A group of under 1,000 individuals hoarding so much wealth makes this harder to do. They're not evil. They have complicated finances. But they also aren't paying their share. Why is this such a problem?
Here, let's think outside the box. So Mr. Billionaire's wealth is all tied up in stocks and holdings and whatever the fuck. He doesn't earn a salary, yet can buy things on credit and secret handshakes and blah blah. Got it.
What would be the harm in making a rule that if your wealth is above a super-high, absurd amount, you are required to take a 0.5% or 0.1%-of-wealth salary (no matter the number, no matter how small, they'd bitch and moan about it and have their accountants do inverted gorilla math to avoid it) to tax?
What's the REAL-WORLD harm of a side-effect of being infinitely wealthy that you have to draw a tiny salary (to them) to be taxed on? They're getting their own money.
Is it a bad idea for this money to be protected from any capital gains taxation, as it's earmarked for regular taxation?
I'm just trying to have a discussion apart from cincy shrugging back at me.
Problem #1 is exactly what you said:
they'd bitch and moan about it and have their accountants do inverted gorilla math to avoid it
As a real world function, for most of us, tax avoidance/evasion isn't worth much. If you draw a salary of say $100k/yr you aren't paying enough tax to justify spending $50k on tax avoidance schemes. However, if you are Elon Musk and you are worth $409.8B (per google just now) then:
- A 10% wealth tax costs you $40.98B
- A 1% wealth tax costs you $4.10B
- A 0.5% wealth tax costs you $2.05B
- A 0.01% wealth tax costs you $410M
If you pay tax lawyers $10M and they reduce your tax due by 10% you are net ahead. That is a LOT of incentive to pay REALLY smart lawyers a LOT of money to come up with tax avoidance schemes, ie "inverted gorilla math".

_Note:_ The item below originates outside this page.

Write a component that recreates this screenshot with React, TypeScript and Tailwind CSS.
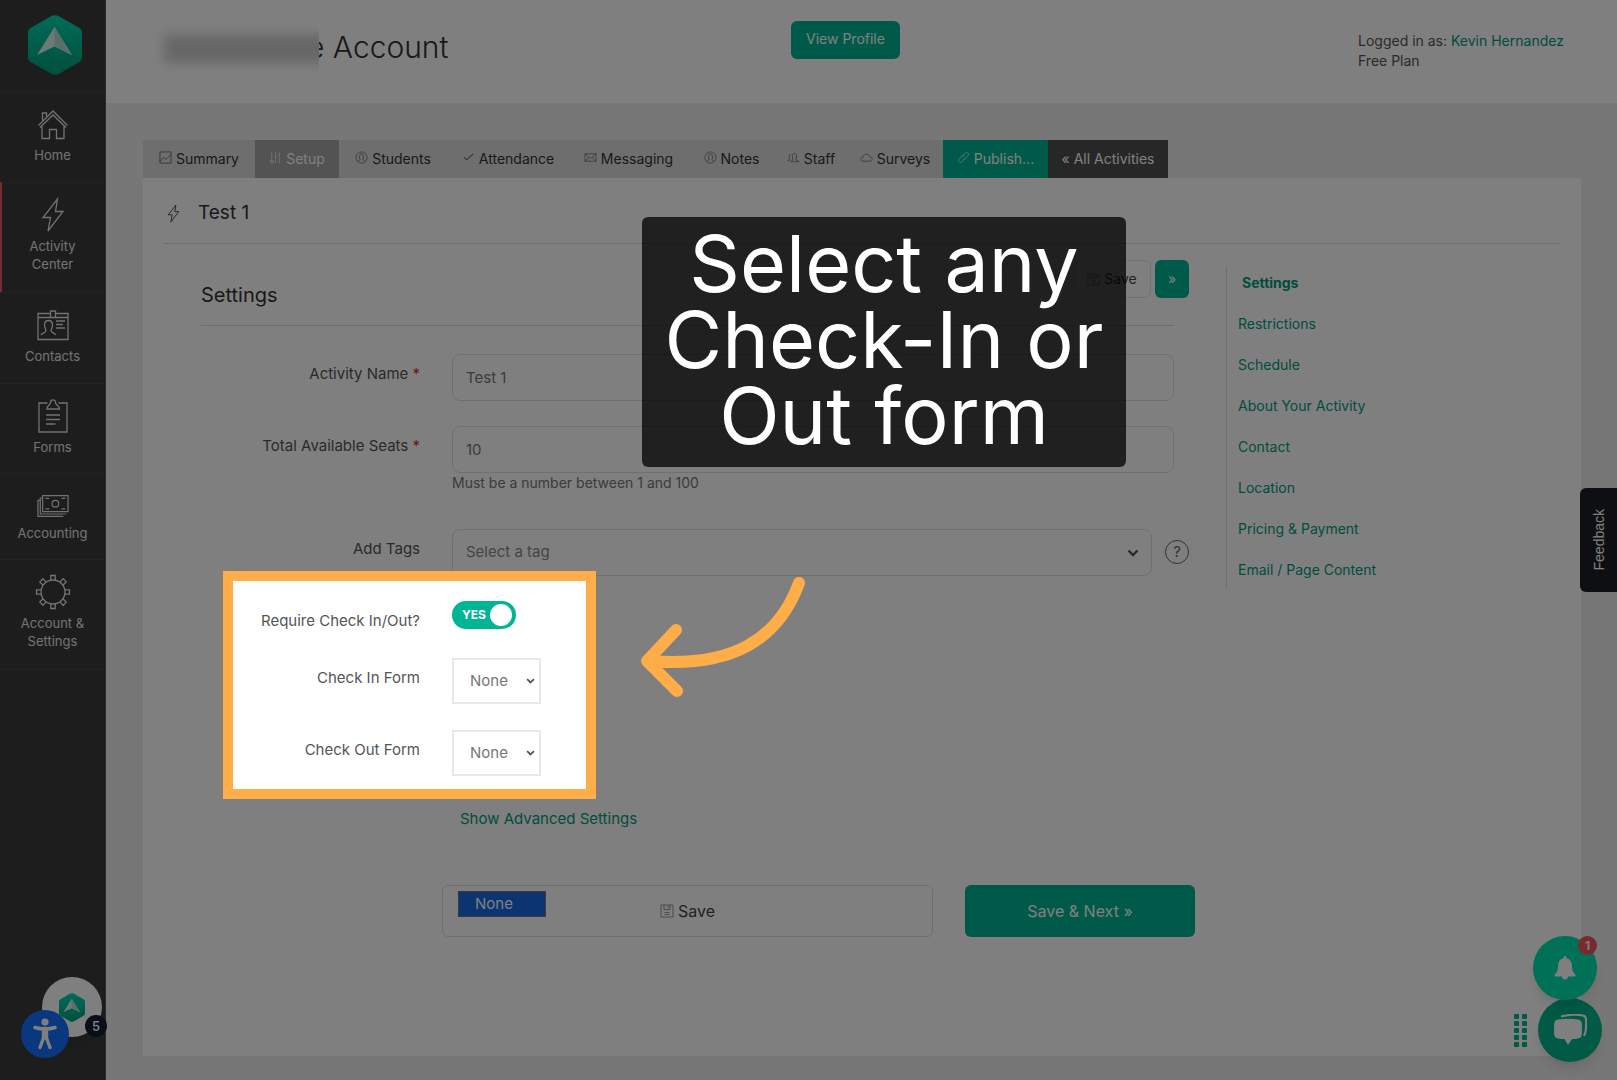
import { useId, useState } from 'react';
import type { ReactNode } from 'react';

type IconProps = { className?: string };

function Stroke({ className, box = 32, width = 1.3, children }: IconProps & { box?: number; width?: number; children: ReactNode }) {
  return (
    <svg
      className={className}
      viewBox={`0 0 ${box} ${box}`}
      fill="none"
      stroke="currentColor"
      strokeWidth={width}
      aria-hidden="true"
    >
      {children}
    </svg>
  );
}

const HomeIcon = ({ className }: IconProps) => (
  <Stroke className={className}>
    <path d="M1.500 17.500 16 3l14.500 14.500M5 17v13.500h7.500v-9h7v9H27V17M3 19.500 16 7l13 12.500M5.500 12.500V5h4v3.500" />
  </Stroke>
);

const BoltIcon = ({ className, width = 1.3 }: IconProps & { width?: number }) => (
  <Stroke className={className} box={36} width={width}>
    <path d="M22.500 2 8 20.500h7.500L13 34l15-19.500h-7.500L22.500 2Z" />
  </Stroke>
);

const ContactsIcon = ({ className }: IconProps) => (
  <Stroke className={className}>
    <path d="M13.500 4.500H1v26h30v-26H18.500M1 8.500h12.500M18.500 8.500H31M13.500 2h5v6.500h-5zM19 12h9M19 15.500h7M19 19h9" />
    <path d="M4 26c1-2.500 5-2 5-4.500 0-1.500-1.500-2.500-1.500-5.500 0-6 8-6 8 0 0 3-1.500 4-1.500 5.500C14 24 17.500 23.500 19 26" />
  </Stroke>
);

const FormsIcon = ({ className }: IconProps) => (
  <Stroke className={className} box={36}>
    <path d="M12.500 5H4v29h28V5h-8.500M12 11h12.500c0-4-4-3.500-4-6.500C20.500 1 15.500 1 15.500 4.500c0 3-4 2.500-3.500 6.500ZM11 17h14M11 21.500h14M11 26h9.500" />
  </Stroke>
);

const AccountingIcon = ({ className }: IconProps) => (
  <Stroke className={className} box={34}>
    <path d="M6 6h27v17H6zM6 8.500H3.500v17H31M3.500 11H1v17h27M9 9h4M9 20h4M26 9h4M26 20h4" />
    <circle cx="19.500" cy="14.500" r="3.500" />
  </Stroke>
);

const GearIcon = ({ className }: IconProps) => (
  <Stroke className={className} box={36}>
    <circle cx="18" cy="18" r="12" />
    {[0, 45, 90, 135, 180, 225, 270, 315].map((a) => (
      <path key={a} d="M15.800 6.200V1.500h4.400v4.700" transform={`rotate(${a} 18 18)`} />
    ))}
  </Stroke>
);

const ChartIcon = ({ className }: IconProps) => (
  <Stroke className={className} box={14} width={0.9}>
    <path d="M1 1h12v12H1zM1 11.500l4-4.500 2.500 2L13 3.500" />
  </Stroke>
);

const SlidersIcon = ({ className }: IconProps) => (
  <Stroke className={className} box={14} width={1}>
    <path d="M3 1v9.500M7 5.500V13M7 1v2.500M11 1v1M11 4v9M1.500 10.500h3v2h-3zM5.500 5.500h3M9.500 3.500h3" />
  </Stroke>
);

const PersonIcon = ({ className }: IconProps) => (
  <Stroke className={className} box={14} width={0.8}>
    <circle cx="7" cy="7" r="6" />
    <path d="M3 11c1-1 2.500-.8 2.500-2C4.500 8 4.400 3 7 3s2.500 5 1.500 6c0 1.200 1.500 1 2.500 2" />
  </Stroke>
);

const CheckIcon = ({ className }: IconProps) => (
  <Stroke className={className} box={14} width={1.1}>
    <path d="m2 6.500 3 3 7-6.500" />
  </Stroke>
);

const MailIcon = ({ className }: IconProps) => (
  <Stroke className={className} box={14} width={0.8}>
    <path d="M1 3h12v8H1zM1 3l6 5 6-5M1 11l4.500-4M13 11 8.500 7" />
  </Stroke>
);

const StaffIcon = ({ className }: IconProps) => (
  <Stroke className={className} box={14} width={0.8}>
    <path d="M4 11.500c1-1.500 2.500-1 2.500-2.500C5.500 8 5.200 2.500 8 2.500S10.500 8 9.500 9c0 1.500 2.500 1 3.500 2.500H4ZM1 10.500c1-1 2-.8 2-2C2 7.500 2 3.500 4.500 3.500M1 10.500h2" />
  </Stroke>
);

const CloudIcon = ({ className }: IconProps) => (
  <Stroke className={className} box={14} width={0.8}>
    <path d="M3.500 11C0 11 .3 7 3 7c0-4 6-5 7-1 4 0 4 5 .5 5h-7Z" />
  </Stroke>
);

const LinkIcon = ({ className }: IconProps) => (
  <Stroke className={className} box={14} width={1}>
    <path d="m6 5.500 3-3.500c1.500-1.500 4.500.8 3 2.800L9.500 8C8.500 9 7 8.800 6.300 8M8 8.500 5 12c-1.500 1.500-4.500-.8-3-2.800L4.500 6c1-1 2.500-.8 3.200 0" />
  </Stroke>
);

const DiskIcon = ({ className }: IconProps) => (
  <Stroke className={className} box={14} width={0.8}>
    <path d="M1 1h12v12H1zM4 1v4.500h6V1M8 2v2M4.500 8.500h5M4.500 10.500h5" />
  </Stroke>
);

function Chevron({ className }: IconProps) {
  return (
    <svg className={className} viewBox="0 0 12 8" fill="none" stroke="currentColor" strokeWidth={2.4} aria-hidden="true">
      <path d="m1.500 1.500 4.500 4.500 4.500-4.500" />
    </svg>
  );
}

function Logo({ className }: IconProps) {
  const id = useId();
  return (
    <svg className={className} viewBox="0 0 54 60" aria-hidden="true">
      <defs>
        <linearGradient id={id} x1="0" y1="0" x2="0" y2="1">
          <stop offset="0" stopColor="#00d8b0" />
          <stop offset="1" stopColor="#00a078" />
        </linearGradient>
      </defs>
      <path
        d="M23.500 1Q27-.7 30.500 1L51 12.800Q54 14.500 54 18v24q0 3.500-3 5.200L30.500 59Q27 60.700 23.500 59L3 47.200Q0 45.500 0 42V18q0-3.500 3-5.200Z"
        fill={`url(#${id})`}
      />
      <path d="M26.500 12 44 40 26.500 31.500 9 40Z" fill="#d9f3ea" />
      <path d="M26.500 12 44 40 26.500 31.500Z" fill="#b5dfd0" />
    </svg>
  );
}

const menu = [
  { label: 'Home', icon: HomeIcon, size: 'h-[91px]', iconSize: 'h-8 w-8', gap: 'mt-1' },
  { label: 'Activity Center', icon: BoltIcon, size: 'h-[110px]', iconSize: 'h-9 w-9', gap: 'mt-1' },
  { label: 'Contacts', icon: ContactsIcon, size: 'h-[91px]', iconSize: 'h-8 w-8', gap: 'mt-1' },
  { label: 'Forms', icon: FormsIcon, size: 'h-[90px]', iconSize: 'h-9 w-9', gap: 'mt-1' },
  { label: 'Accounting', icon: AccountingIcon, size: 'h-[86px]', iconSize: 'h-8 w-8', gap: '' },
  { label: 'Account & Settings', icon: GearIcon, size: 'h-[110px]', iconSize: 'h-9 w-9', gap: 'mt-1' },
];

const tabs = [
  { label: 'Summary', icon: ChartIcon, style: 'w-[112px] bg-[#dcdcdc] text-[#333]' },
  { label: 'Setup', icon: SlidersIcon, style: 'w-[84px] bg-[#a6a6a6] text-white' },
  { label: 'Students', icon: PersonIcon, style: 'w-[108px] bg-[#dcdcdc] text-[#333]' },
  { label: 'Attendance', icon: CheckIcon, style: 'w-[122px] bg-[#dcdcdc] text-[#333]' },
  { label: 'Messaging', icon: MailIcon, style: 'w-[119px] bg-[#dcdcdc] text-[#333]' },
  { label: 'Notes', icon: PersonIcon, style: 'w-[87px] bg-[#dcdcdc] text-[#333]' },
  { label: 'Staff', icon: StaffIcon, style: 'w-[72px] bg-[#dcdcdc] text-[#333]' },
  { label: 'Surveys', icon: CloudIcon, style: 'w-[96px] bg-[#dcdcdc] text-[#333]' },
  { label: 'Publish...', icon: LinkIcon, style: 'w-[105px] bg-[#00b593] text-white' },
  { label: '« All Activities', icon: null, style: 'w-[120px] bg-[#4e4e4e] text-white' },
];

const sections = [
  'Restrictions',
  'Schedule',
  'About Your Activity',
  'Contact',
  'Location',
  'Pricing & Payment',
  'Email / Page Content',
];

function Sidebar() {
  return (
    <aside className="w-[106px] shrink-0 border-r border-[#555] bg-[#3b3b3b]">
      <a href="#home" aria-label="Dashboard" className="flex h-[91px] justify-center pl-1 pt-[15px]">
        <Logo className="h-[60px] w-[54px]" />
      </a>
      <nav className="border-b border-[#454545]">
        {menu.map(({ label, icon: Icon, size, iconSize, gap }) => (
          <a
            key={label}
            href="#menu"
            className={`flex flex-col items-center border-t border-t-[#454545] pt-[14px] text-center text-[13px] leading-[18px] text-[#e4e4e4] ${size} ${
              label === 'Activity Center' ? 'border-l-2 border-l-[#f0595c] pr-[2px]' : ''
            }`}
          >
            <span className="flex h-9 shrink-0 items-center">
              <Icon className={iconSize} />
            </span>
            <span className={`w-[76px] ${gap}`}>{label}</span>
          </a>
        ))}
      </nav>
    </aside>
  );
}

function Header() {
  return (
    <header className="grid h-[103px] grid-cols-[1fr_109px_1fr] items-start bg-white pr-8">
      <h1 className="flex pl-[46px] pt-[25px] text-[30px] leading-[44px] font-light text-[#333]">
        {/* Organization name stays hidden */}
        <span className="relative -mr-3 flex h-12 w-[167px] items-center overflow-hidden bg-white" aria-hidden="true">
          <span className="-mr-4 ml-3 h-7 flex-1 bg-[#cdcdcd] blur-[6px]" />
        </span>
        e Account
      </h1>
      <a
        href="#profile"
        className="mt-[21px] h-[38px] rounded-md bg-[#00b593] text-center text-sm leading-[36px] text-white"
      >
        View Profile
      </a>
      <div className="w-[227px] justify-self-end whitespace-nowrap pt-[31px] text-sm leading-5 text-[#555]">
        <p>
          Logged in as:{' '}
          <a href="#account" className="text-[#009a7c]">
            Kevin Hernandez
          </a>
        </p>
        <p>Free Plan</p>
      </div>
    </header>
  );
}

function Tabs() {
  return (
    <nav className="flex text-sm">
      {tabs.map(({ label, icon: Icon, style }) => (
        <a
          key={label}
          href="#tab"
          className={`flex h-[38px] items-center justify-center gap-1 whitespace-nowrap pb-px ${style}`}
        >
          {Icon && <Icon className="mb-[2px] h-[13px] w-[13px] shrink-0 opacity-70" />}
          {label}
        </a>
      ))}
    </nav>
  );
}

type RowProps = { id: string; label: string; required?: boolean; className?: string; children: ReactNode };

function Row({ id, label, required, className = '', children }: RowProps) {
  return (
    <div className={`flex gap-8 ${className}`}>
      <label htmlFor={id} className="w-[219px] shrink-0 text-right text-[15px] leading-10 text-[#555]">
        {label}
        {required && <span className="text-[#e02b2b]"> *</span>}
      </label>
      {children}
    </div>
  );
}

function FormSelect({ id }: { id: string }) {
  return (
    <div className="relative text-[#777]">
      <select id={id} className="h-[46px] w-[89px] appearance-none border-2 border-[#e8e8e8] bg-white pl-4 text-[15px]">
        <option>None</option>
      </select>
      <Chevron className="pointer-events-none absolute right-[6px] top-5 h-[6px] w-[9px] text-[#555]" />
    </div>
  );
}

function Spotlight() {
  return (
    <div className="pointer-events-none absolute -bottom-[23px] -top-[30px] left-[22px] z-40 w-[373px] border-10 border-[#ffad48] shadow-[0_0_0_9999px_rgba(0,0,0,0.5)]" />
  );
}

function SettingsForm() {
  const [required, setRequired] = useState(true);

  return (
    <form className="min-w-0 flex-1" onSubmit={(e) => e.preventDefault()}>
      <div className="flex items-start justify-between pr-[6px] pt-4">
        <h3 className="pt-[21px] text-xl leading-7 text-[#333]">Settings</h3>
        <div className="flex gap-1">
          <button
            type="button"
            className="flex h-[38px] w-[78px] items-center justify-center gap-1 rounded-md border border-[#e4e4e4] text-sm text-[#444]"
          >
            <DiskIcon className="h-[13px] w-[13px] opacity-70" />
            Save
          </button>
          <button type="button" className="h-[38px] w-[34px] rounded-md bg-[#00b593] text-sm text-white">
            »
          </button>
        </div>
      </div>
      <hr className="mr-[21px] mt-4 border-[#ddd]" />

      <Row id="name" label="Activity Name" required className="mr-[21px] mt-7">
        <input
          id="name"
          defaultValue="Test 1"
          className="h-[47px] min-w-0 flex-1 rounded-lg border border-[#e0e0e0] px-[13px] text-[15px] text-[#777]"
        />
      </Row>
      <Row id="seats" label="Total Available Seats" required className="mr-[21px] mt-[25px]">
        <div className="min-w-0 flex-1">
          <input
            id="seats"
            defaultValue="10"
            className="block h-[47px] w-full rounded-lg border border-[#e0e0e0] px-[13px] text-[15px] text-[#777]"
          />
          <p className="text-sm leading-5 text-[#777]">Must be a number between 1 and 100</p>
        </div>
      </Row>
      <Row id="tags" label="Add Tags" className="mr-[6px] mt-9">
        <div className="relative min-w-0 flex-1">
          <select
            id="tags"
            className="h-[47px] w-full appearance-none rounded-lg border border-[#e0e0e0] bg-white px-[13px] text-[15px] text-[#888]"
          >
            <option>Select a tag</option>
          </select>
          <Chevron className="pointer-events-none absolute right-[13px] top-5 h-2 w-3 text-[#555]" />
        </div>
        <button
          type="button"
          aria-label="Help"
          className="-ml-[19px] mt-[11px] h-6 w-6 rounded-full border border-[#666] text-[15px] leading-[22px] text-[#666]"
        >
          ?
        </button>
      </Row>

      <div className="relative mt-[25px]">
        <Row id="check" label="Require Check In/Out?" className="h-[57px]">
          <div className="relative h-7 w-16">
            <input
              id="check"
              type="checkbox"
              role="switch"
              checked={required}
              onChange={() => setRequired(!required)}
              className="peer h-7 w-16 appearance-none rounded-full bg-gray-300 checked:bg-[#00b593]"
            />
            <span className="pointer-events-none absolute left-[10px] top-0 text-xs font-bold leading-7 text-white">
              {required ? 'YES' : ''}
            </span>
            <span className="pointer-events-none absolute left-1 top-[3px] h-[22px] w-[22px] rounded-full bg-white peer-checked:left-[38px]" />
          </div>
        </Row>
        <Row id="in-form" label="Check In Form" className="h-[72px]">
          <FormSelect id="in-form" />
        </Row>
        <Row id="out-form" label="Check Out Form">
          <FormSelect id="out-form" />
        </Row>
        <Spotlight />
      </div>

      <a href="#advanced" className="ml-[259px] mt-[33px] block w-fit text-[15px] leading-5 text-[#009a7c]">
        Show Advanced Settings
      </a>

      <div className="relative ml-[241px] mt-14 flex gap-8 text-base">
        <button
          type="submit"
          className="flex h-[52px] flex-1 items-center justify-center gap-1 rounded-md border border-[#ddd] text-[#444]"
        >
          <DiskIcon className="h-[14px] w-[14px] opacity-70" />
          Save
        </button>
        <button type="button" className="h-[52px] w-[230px] rounded-md bg-[#00b593] text-base text-white">
          Save &amp; Next »
        </button>
        <ul role="listbox" aria-label="Form options" className="absolute left-4 top-[6px] w-[88px] border border-[#777]">
          <li role="option" aria-selected="true" className="bg-[#1668e0] pl-4 text-[15px] leading-6 text-white">
            None
          </li>
        </ul>
      </div>
    </form>
  );
}

function SectionNav() {
  return (
    <nav className="ml-[31px] mt-[22px] flex w-[334px] shrink-0 flex-col self-start border-l border-[#ddd] pb-2 pl-[11px] pt-[7px] text-sm leading-5 text-[#009a7c]">
      <a href="#settings" className="mb-[21px] pl-1 font-bold">
        Settings
      </a>
      <div className="flex flex-col gap-[21px]">
        {sections.map((section) => (
          <a key={section} href="#section">
            {section}
          </a>
        ))}
      </div>
    </nav>
  );
}

function TourCallout() {
  return (
    <>
      <div className="absolute left-[499px] top-[39px] z-50 w-[484px] rounded-md bg-black/75 pb-[14px] pt-2 text-center text-[79px] leading-[76px] text-white">
        Select any
        <br />
        Check-In or
        <br />
        Out form
      </div>
      <svg
        className="absolute left-[497px] top-[398px] z-50 h-[124px] w-[170px]"
        viewBox="0 0 170 124"
        fill="none"
        stroke="#ffad48"
        strokeWidth={12}
        strokeLinecap="round"
        strokeLinejoin="round"
        aria-hidden="true"
      >
        <path d="M159 7C138 64 92 92 9 85M36 54 7 85l30 30" />
      </svg>
    </>
  );
}

function Widgets() {
  return (
    <>
      <button
        type="button"
        className="fixed right-0 top-[488px] z-30 h-[104px] w-[37px] rounded-l-md bg-[#1b1f24] pt-1 font-['Liberation_Sans',sans-serif] text-sm text-white"
      >
        <span className="inline-block rotate-180 [writing-mode:vertical-rl]">Feedback</span>
      </button>

      <div className="fixed bottom-[43px] left-[42px] z-30 flex h-[60px] w-[60px] items-center justify-center rounded-full bg-white shadow-lg">
        <Logo className="h-[29px] w-[26px]" />
      </div>
      <span className="fixed bottom-[43px] left-[85px] z-30 h-[22px] w-[22px] rounded-full bg-[#141c30] text-center text-[13px] font-semibold leading-[22px] text-white">
        5
      </span>
      <button
        type="button"
        aria-label="Accessibility"
        className="fixed bottom-[22px] left-[21px] z-30 flex h-12 w-12 items-center justify-center rounded-full bg-[#1570ff]"
      >
        <svg className="h-8 w-6" viewBox="0 0 24 32" fill="none" stroke="#fff" strokeWidth={3.4} strokeLinecap="round" aria-hidden="true">
          <circle cx="12" cy="4" r="3.600" fill="#fff" stroke="none" />
          <path d="M2 9.500q10 3 20 0M10.500 11v9L7 29.500M13.500 11v9L17 29.500" />
          <path d="M12 11v8" strokeWidth="5" />
        </svg>
      </button>

      <div className="fixed bottom-[33px] right-[90px] z-30 grid grid-cols-2 gap-x-[3px] gap-y-[2px]">
        {Array.from({ length: 10 }, (_, i) => (
          <span key={i} className="h-[5px] w-[5px] rounded-[1px] bg-[#00b593]" />
        ))}
      </div>
      <button
        type="button"
        aria-label="Chat"
        className="fixed bottom-[18px] right-[15px] z-30 flex h-16 w-16 items-center justify-center rounded-full bg-[#00b48a] shadow-lg"
      >
        <svg className="h-8 w-[34px]" viewBox="0 0 34 32" aria-hidden="true">
          <path d="M8 2.500Q20-.5 30 1.500q3 .5 3 4Q33.500 14 32 20q-.5 1-1.500 1.500" fill="none" stroke="#fff" strokeWidth="2" />
          <path d="M5 5.500q10-1.500 20 0 3.500.5 3.800 4 .5 6 0 11-.3 3.500-3.800 4-3 .5-6 .6L15 31l-3.500-5.900q-3.500 0-6.500-.6-3.500-.5-3.800-4-.5-5 0-11 .3-3.500 3.800-4Z" fill="#fff" />
        </svg>
      </button>
      <button
        type="button"
        aria-label="Notifications"
        className="fixed bottom-20 right-5 z-30 flex h-16 w-16 items-center justify-center rounded-full bg-[#00e0ac] shadow-lg"
      >
        <svg className="h-6 w-[22px]" viewBox="0 0 22 24" fill="#fff" aria-hidden="true">
          <path d="M11 0q1.500 0 1.500 2.200c4 1 5.500 4 5.500 8.300 0 4 1 6 3.500 8.300q.5 1.700-1 1.700H14a3 3 0 0 1-6 0H1.500q-1.500 0-1-1.700C3 16.500 4 14.500 4 10.500c0-4.300 1.500-7.300 5.500-8.300Q9.500 0 11 0Z" />
        </svg>
        <span className="absolute right-0 top-0 h-[19px] w-[19px] rounded-full bg-[#f0555a] text-xs font-bold leading-[19px] text-white">
          1
        </span>
      </button>
    </>
  );
}

export default function App() {
  return (
    <div className="flex min-h-screen overflow-hidden bg-[#efefef] font-['Inter','Open_Sans',sans-serif]">
      <Sidebar />
      <div className="flex min-w-0 flex-1 flex-col">
        <Header />
        <main className="flex flex-1 flex-col pb-6 pl-[37px] pr-9 pt-[37px]">
          <Tabs />
          <div className="relative flex-1 bg-white px-[21px]">
            <h2 className="flex h-[66px] items-center gap-[15px] border-b border-[#ddd] pt-[5px] text-[19px] text-[#333]">
              <BoltIcon className="h-[19px] w-[19px]" width={1.6} />
              Test 1
            </h2>
            <div className="flex pl-[37px]">
              <SettingsForm />
              <SectionNav />
            </div>
            <TourCallout />
          </div>
        </main>
      </div>
      <Widgets />
    </div>
  );
}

Problem #2 is determining net worth. This sounds easy and for some it is. If you wealth is all in publicly traded stocks then it is a simple matter of looking up the closing price on 12/31 and multiplying by the # of shares owned. However, most people in this category will own large amounts of assets that are NOT publicly traded. One of the felonies that NY nabbed Trump on was that he allegedly overestimated the value of his Real Estate holdings. Well, Billionaires can also underestimate the value of their Real Estate holdings. Real Estate isn't publicly traded like stocks so you don't REALLY know the value until you sell. Until then it is debatable. Appraisers are notoriously flexible on this. If you call an appraiser to appraise some Real Estate, the first question they'll ask is "What is this for?" It shouldn't matter in theory but in practice, if you are getting some real estate appraised it will be something like:
- $2M for tax purposes
- $4M for collateral purposes
Privately held businesses are even more complex. What is
@OrangeAfroMan 's CFB Game company worth? If you ask an appraiser you can get almost whatever answer you want.
Problem #3 is that the people whose wealth is easiest to calculate are those who have it in stocks and bonds and those people are the most mobile. If I own a business in NE Ohio, I probably can't move because I have to be here to run the business but if I'm a Billionaire with all of my wealth in publicly traded stocks then there isn't much to prevent me from moving to the Cayman Islands. This is a MAJOR problem because the people chased out by the wealth tax will now no longer be residents AT ALL so not only will you not get the wealth tax from them, you'll also lose other taxes that you were previously receiving.
Note:
I realize that your proposal wasn't exactly a wealth tax. You proposed a tax that forces the ultra-wealthy to take a % of wealth as "salary" and then would tax that salary. In effect it is the same thing, it just gets there a different way. If I'm worth $1B then your lowest proposal was that I have to take 0.1% as salary. That would be $1M and the tax on that (assuming that I'm already in the top bracket with income of >$609,351) would be $370k.
That note brings me to problem #4 which is something that
@Cincydawg pointed out that the Europeans discovered. There isn't much money in it. Per above, the tax on someone worth $1B would only be $370k. The person could still pay their tax lawyers six figures to fight this and argue about values and the IRS would have to spend a LOT of money unraveling all of that and arguing about the "inverted gorilla math" and at the end of all of that, the US Treasury gets $370k.